We know that art won’t die and artists won’t stop making art. William Cleveland, director of the Centre for the Study of Art and Community, reminds us, “Even in the most desperate places, every war zone, prison—art making is pre-eminent, breaking out all over, a matter of survival.” But arts infrastructures, years in the making, have been decimated. Organizations struggle to stay afloat. Seasons are reduced, arts projects cancelled, postponed, or shrunk. Artists lose jobs. Political policies influence programming, production values, and the decisions about which artists, images and stories will be supported to represent our culture.

When I’m feeling overwhelmed, I remind myself of the words of my singing teacher Ralph Cole: “If you can deal with the shit in your life you can grow the perfect rose.”

Surfing the tidal wave of cuts, Vancouver Moving Theatre downscaled to concerts, staged readings, and workshop productions. We managed to preserve gaming funding for the Downtown Eastside Heart of the City Festival by framing it as a “neighbourhood-based heritage festival.” We joined forces to provide leadership training in community arts (with Toronto’s Jumblies Theatre); a Christmas fund-raiser to benefit the festival and community arts (with SFU Woodwards Cultural Programming Unit); and job opportunities for professional and DTES emerging performers (an adaptation of Dostoyevsky’s The Idiot with NeWorld Theatre, the PuSh International Performing Arts Festival, and Theatre UBC).

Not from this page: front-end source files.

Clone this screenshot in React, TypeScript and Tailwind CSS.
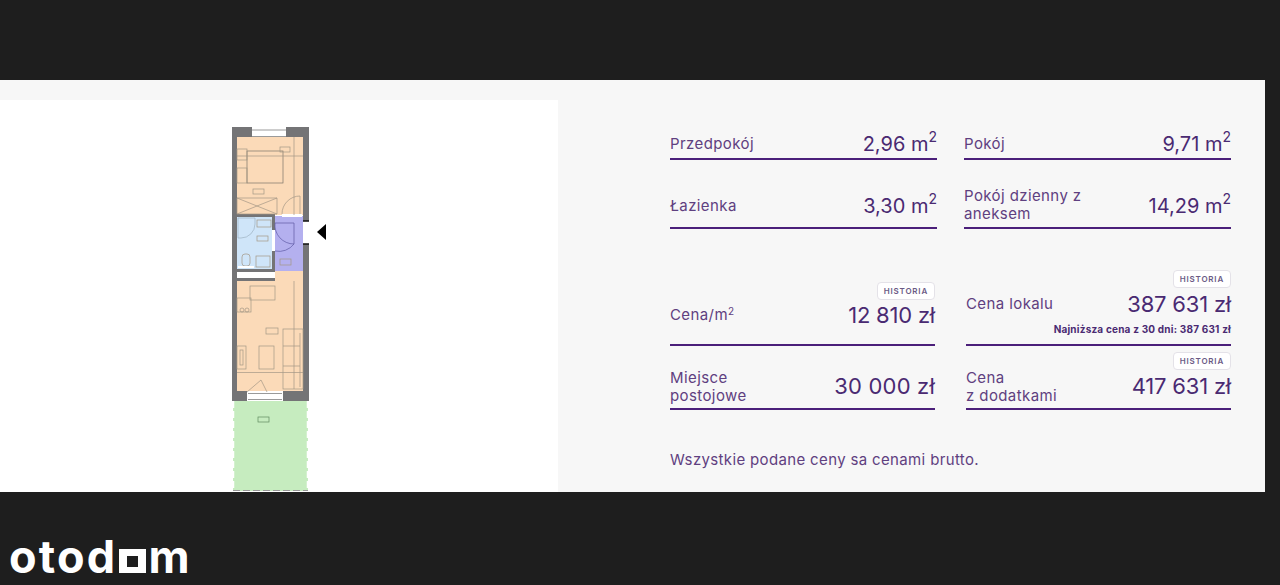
const font = { fontFamily: 'Inter, "Noto Sans", sans-serif' }

const labelClass = 'text-[15px] leading-[18px] tracking-[0.4px] text-[#5f4080]'
const priceClass = 'text-[22px] leading-[26px] tracking-[-0.2px] text-[#4a2a72]'

function Area({ label, value, className, labelClass: lc, valueClass }: {
  label: React.ReactNode
  value: string
  className: string
  labelClass: string
  valueClass: string
}) {
  return (
    <div className={`flex items-end justify-between border-b-2 border-[#4b1f7a] ${className}`}>
      <span className={`${labelClass} ${lc}`}>{label}</span>
      <span className={`text-[20px] leading-[26px] text-[#4a2a72] ${valueClass}`}>
        {value} m<sup className="-top-[9px] align-baseline text-[14px]">2</sup>
      </span>
    </div>
  )
}

function History() {
  return (
    <span className="rounded-[4px] border border-[#e4e2e8] bg-white px-[6px] text-[8px] leading-[16px] font-semibold tracking-[0.8px] text-[#6b5a85]">
      HISTORIA
    </span>
  )
}

function FloorPlan() {
  const line = '#a39785'
  return (
    <svg viewBox="0 100 558 392" className="block h-[392px] w-[558px]">
      <rect x="237" y="137" width="66" height="78" fill="#fbdab8" />
      <rect x="237" y="277" width="66" height="114" fill="#fbdab8" />
      <rect x="275" y="271" width="28" height="10" fill="#fbdab8" />
      <rect x="237" y="217" width="36" height="53" fill="#cfe5f9" />
      <rect x="273" y="216" width="30" height="55" fill="#b4b0ef" />
      <rect x="233" y="401" width="75" height="90" fill="#c6ecbf" />

      {/* walls */}
      <g fill="#747476">
        <rect x="232" y="127" width="20" height="10" />
        <rect x="286" y="127" width="23" height="10" />
        <rect x="232" y="137" width="5" height="254" />
        <rect x="303" y="137" width="6" height="84" />
        <rect x="303" y="244" width="6" height="147" />
        <rect x="237" y="214" width="38" height="3" />
        <rect x="272" y="217" width="3" height="13" />
        <rect x="272" y="251" width="3" height="20" />
        <rect x="237" y="269" width="38" height="3" />
        <rect x="237" y="278" width="38" height="3" />
        <rect x="232" y="391" width="15" height="10" />
        <rect x="283" y="391" width="26" height="10" />
      </g>
      <rect x="237" y="272" width="38" height="6" fill="#fff" />
      <rect x="303" y="221" width="6" height="23" fill="#fff" />
      <rect x="272" y="230" width="3" height="21" fill="#fff" />
      <rect x="282" y="214" width="20" height="3" fill="#fff" />
      <path d="M303 221h6M303 244h6" stroke="#111" strokeWidth="1.5" />

      {/* windows */}
      <path d="M252 130h34M252 136.500h34" stroke="#9a9a9a" strokeWidth="1" />
      <rect x="247" y="392" width="36" height="8" fill="#fff" />
      <path d="M248 393.500h34M248 399.500h34" stroke="#9a9a9a" strokeWidth="1" />

      <g fill="none" stroke={line} strokeWidth="0.7">
        {/* bed and bedroom */}
        <rect x="247" y="151" width="36" height="32" stroke="#7d7468" />
        <rect x="237" y="149" width="10" height="11" />
        <rect x="237" y="168" width="10" height="15" />
        <rect x="280" y="147" width="10" height="5" />
        <rect x="253" y="189" width="11" height="5" />
        <path d="M237 156h66M294 137v78M237 198h40v16h-40zM237 198l40 16M277 198l-40 16" />
        <path d="M282 214a18 18 0 0 1 18-18v18" />
        {/* bathroom */}
        <path d="M238 218h17v6a14 14 0 0 1-14 14h-3z" stroke="#9db1c2" />
        <rect x="257" y="220" width="14" height="7" />
        <rect x="257" y="236" width="11" height="5" />
        <rect x="242" y="254" width="8" height="12" rx="3" />
        <rect x="256" y="256" width="14" height="11" />
        <path d="M238 267h16" stroke="#fff" strokeWidth="2" />
        {/* hall */}
        <rect x="280" y="259" width="11" height="6" />
        <path d="M275 223h19v21a19 19 0 0 1-19-21z" stroke="#5f5aa5" />
        <path d="M275 251a19 19 0 0 0 19-7" stroke="#5f5aa5" />
        {/* living room */}
        <rect x="250" y="286" width="25" height="14" />
        <rect x="237" y="298" width="14" height="14" />
        <circle cx="242" cy="310" r="2" />
        <circle cx="247" cy="310" r="2" />
        <rect x="266" y="328" width="12" height="6" />
        <rect x="259" y="346" width="15" height="23" />
        <rect x="237" y="346" width="9" height="23" />
        <rect x="240" y="350" width="3" height="15" />
        <rect x="283" y="329" width="20" height="60" />
        <path d="M283 346h17M283 366h17M300 333v54M237 372.500h66M294 281v108" />
        <path d="M247 392l14-12 6 12" />
      </g>
      <rect x="258" y="417" width="11" height="5" fill="none" stroke="#5f8a5f" strokeWidth="0.7" />
      <path d="M233.500 401v90M307.500 401v90" stroke="#fff" strokeWidth="1.500" strokeDasharray="7 3" />
      <path d="M233 490.500h75" stroke="#999" strokeWidth="1" strokeDasharray="7 3" />

      {/* entrance marker */}
      <path d="M317 232l9-8v16z" fill="#000" />
    </svg>
  )
}

export default function App() {
  return (
    <div className="flex h-[585px] w-[1280px] flex-col overflow-hidden bg-[#1e1e1e]" style={font}>
      <div className="h-[80px]" />
      <div className="flex h-[412px] w-[1265px] bg-[#f7f7f7] pt-[20px]">
        <div className="h-[392px] w-[558px] bg-white">
          <FloorPlan />
        </div>

        <div className="w-[707px] pl-[112px] pr-[34px] pt-[28px]">
          <div className="grid grid-cols-[267px_267px] gap-x-[27px] gap-y-[24px]">
            <Area label="Przedpokój" value="2,96" className="h-[32px]" labelClass="mb-[5px]" valueClass="mb-[1px]" />
            <Area label="Pokój" value="9,71" className="h-[32px]" labelClass="mb-[5px]" valueClass="mb-[1px]" />
            <Area label="Łazienka" value="3,30" className="h-[45px]" labelClass="mb-[12px]" valueClass="mb-[8px]" />
            <Area label={<>Pokój dzienny z<br />aneksem</>} value="14,29" className="h-[45px]" labelClass="mb-[4px]" valueClass="mb-[8px]" />
          </div>

          <div className="mt-[41px] grid grid-cols-[265px_265px] gap-x-[31px] gap-y-[6px]">
            <div className="h-[76px] border-b-2 border-[#4b1f7a]">
              <div className="mt-[12px] flex justify-end"><History /></div>
              <div className="mt-[2px] flex items-center justify-between">
                <span className={labelClass}>
                  Cena/m<sup className="text-[10px]">2</sup>
                </span>
                <span className={priceClass}>12 810 zł</span>
              </div>
            </div>
            <div className="h-[76px] border-b-2 border-[#4b1f7a]">
              <div className="flex justify-end"><History /></div>
              <div className="mt-[3px] flex items-center justify-between">
                <span className={labelClass}>Cena lokalu</span>
                <span className={priceClass}>387 631 zł</span>
              </div>
              <div className="mt-[5px] text-right text-[10px] leading-[14px] font-bold tracking-[0.2px] text-[#4a2a72]">
                Najniższa cena z 30 dni: 387 631 zł
              </div>
            </div>
            <div className="flex h-[58px] items-end justify-between border-b-2 border-[#4b1f7a]">
              <span className={`mb-[3px] ${labelClass}`}>Miejsce<br />postojowe</span>
              <span className={`mb-[9px] ${priceClass} tracking-[0.2px]`}>30 000 zł</span>
            </div>
            <div className="h-[58px] border-b-2 border-[#4b1f7a]">
              <div className="flex justify-end"><History /></div>
              <div className="-mt-[1px] flex items-end justify-between">
                <span className={labelClass}>Cena<br />z dodatkami</span>
                <span className={`mb-[6px] ${priceClass}`}>417 631 zł</span>
              </div>
            </div>
          </div>

          <p className="mt-[40px] text-[15px] leading-[20px] tracking-[0.35px] text-[#5f4080]">
            Wszystkie podane ceny sa cenami brutto.
          </p>
        </div>
      </div>

      <div className="flex flex-1 items-end pb-[3px] pl-[9px] text-white">
        <span className="text-[45px] leading-[50px] font-bold tracking-[2.2px]">otod</span>
        <span className="mb-[9px] ml-[2px] flex h-[24px] w-[27px] items-center justify-center bg-white">
          <span className="h-[11px] w-[11px] bg-[#1e1e1e]" />
        </span>
        <span className="ml-[2px] text-[45px] leading-[50px] font-bold">m</span>
      </div>
    </div>
  )
}
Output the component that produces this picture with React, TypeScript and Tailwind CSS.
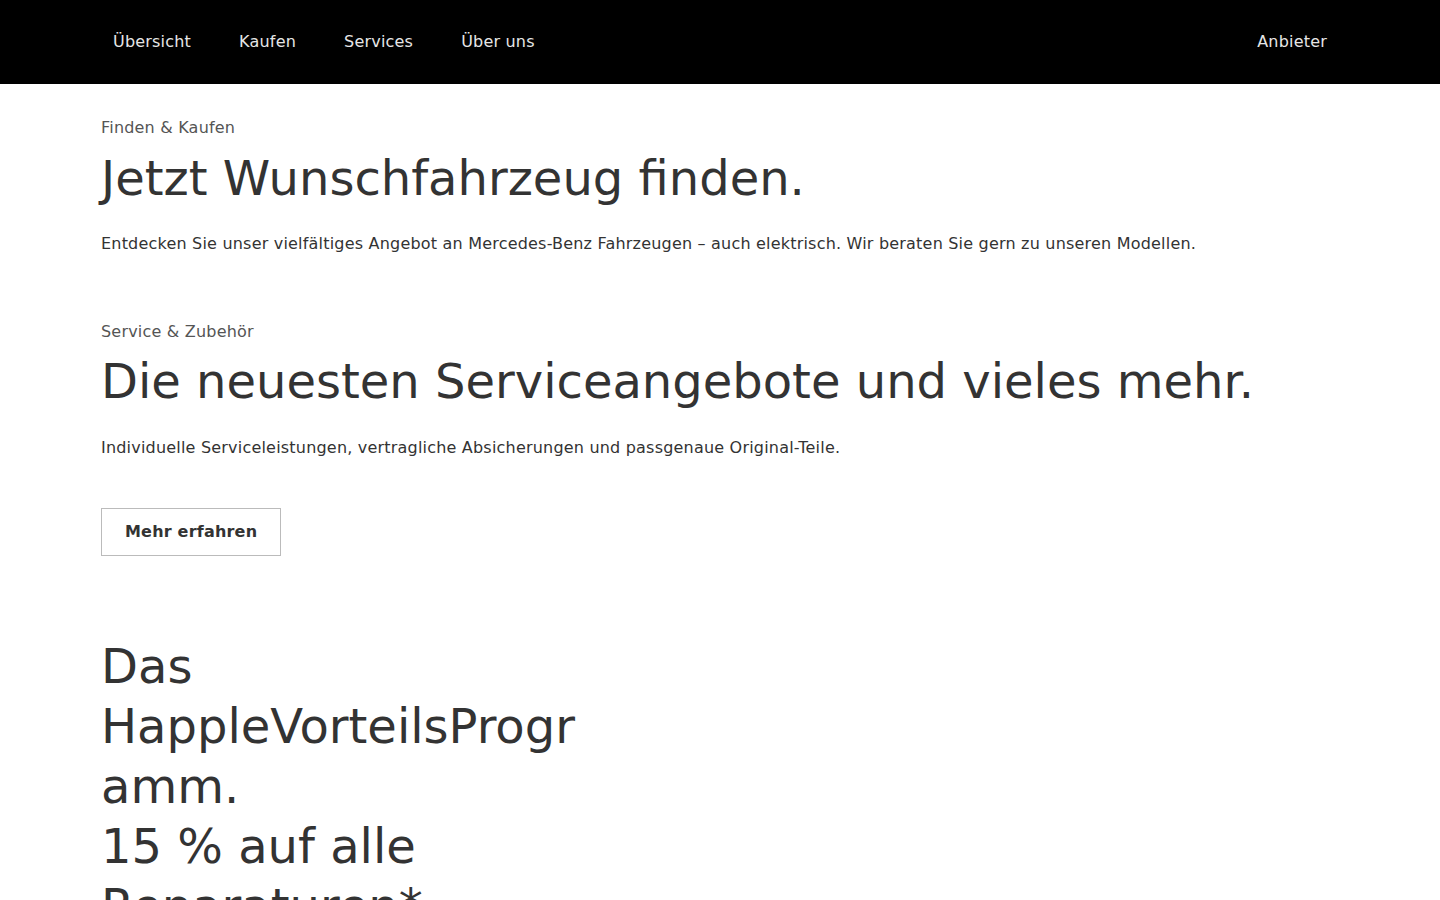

To build healthy communities, all of us are needed. We contribute through art because we’re artists, guided by the ethic of reciprocity as we focus on creative projects tailored for and with our community. Alongside other Downtown Eastside artists, activists, businesses, and social organizations, we’re striving to nurture local talents and community well-being as we navigate the cultural storms of life.

NOTES

1. With thanks to Maggie Hutcheson, “The Community Artist in the Creative City: Engaged Citizen or Regeneration Bulldozer,” Out of Place (dispatches from artists on the loose) (Jumblies Press, 2010).
2. Neil Smith, “New Globalism, New Urbanism: Gentrification as Global Urban Strategy,” at neil-smith.net.
3. The BC government now takes 90% of all gaming revenues. Treating gaming as a voluntary tax and “cash cow,” it’s shrunk the portion of gaming allotted to non-profit organizations from 45% to 10%.